Later it became clear that the triple-deck interaction region, while being small, plays a key role in many fluid flows. It, for instance, governs upstream influence in the supersonic boundary layer, development of different modes of instabilities, bifurcation of the solution and possible hysteresis in separated flows. As far as separation phenomena are concerned, the theory has been extended to describe boundary-layer separation from a smooth body surface in incompressible fluid flow, supersonic flow separation provoked by a shock wave impinging upon the boundary layer, incipient and large scale separations at angular points of the body contour both in subsonic and supersonic flows, separation at the trailing edge of a thin aerofoil appearing as a result of increase of the angle of attack or the aerofoil thickness, leading-edge separation, separation of the boundary layer in hypersonic flow on a hot or cold wall, separation provoked by a wall roughness, etc. (see Sychev et al. 1998 and references in this book.)
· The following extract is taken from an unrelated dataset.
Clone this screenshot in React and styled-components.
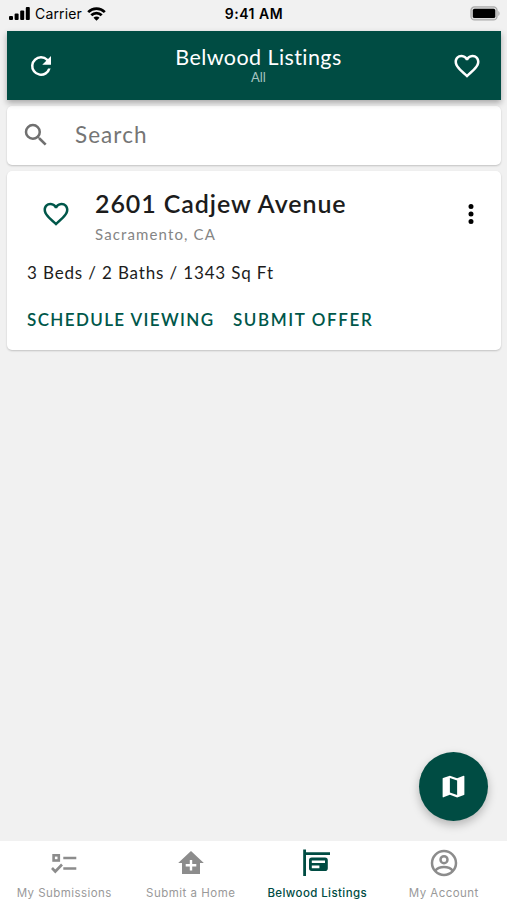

However, despite obvious progress in this field, many aspects of the boundary-layer separation theory remain unresolved. Most notably, the theory remains predominantly restricted to incipient or small scale separations when the entire recirculating region together with the separation and reattachment points `fits' into the $O(Re^{-3/8})$ long region of interaction. Even in the studies specifically amed at desribing developed separations (see Neiland 1969; Stewartson & Williams 1969; Sychev 1972; Ruban 1974), the analysis is confined to the "local" flow behaviour near the separation point.

Very little is still known about developed separations, separation in transonic flow, three-dimensional boundary-layer separation, unsteady separation, etc. Future research in these areas should be exciting.